If any provision of this Agreement is held by a court of competent jurisdiction to be illegal, invalid or unenforceable, the remaining provisions of this Agreement shall remain in full force and effect and such provision shall be reformed only to the extent necessary to make it enforceable.
Neither Party may assign its rights or obligations under this Agreement without the prior written consent of the other Party, which consent may not be unreasonably withheld or delayed. Notwithstanding the foregoing, this Agreement may be assigned by either Party in connection with a merger, consolidation, sale of all of the equity interests of such Party, or a sale of all or substantially all of the assets of the Party to which this Agreement relates.

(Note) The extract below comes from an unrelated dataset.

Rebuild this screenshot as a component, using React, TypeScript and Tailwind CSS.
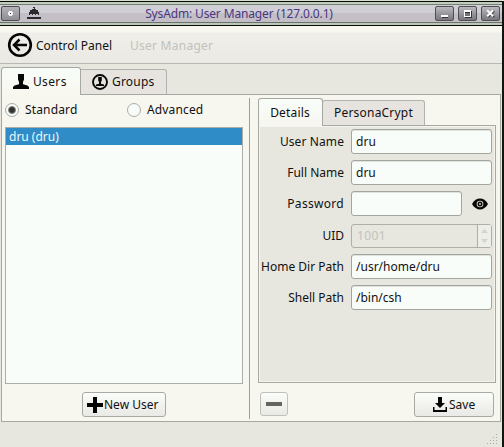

Without derogating from and subject to the abovementioned, this Agreement will bind and benefit each Party and its respective successors and assigns.
This Agreement shall be governed by and construed under the laws of the State of Israel without reference to principles and laws relating to the conflict of laws. All disputes arising out of or in connection with the present contract shall be finally and exclusively settled by the competent courts of the city of Tel Aviv-Yaffo.
This Agreement does not, and shall not be construed to create any relationship, partnership, joint venture, employer-employee, agency, or franchisor-franchisee relationship between the Parties. Company will not be liable for any delay or failure to provide the Solution resulting from circumstances or causes beyond the reasonable control of Company.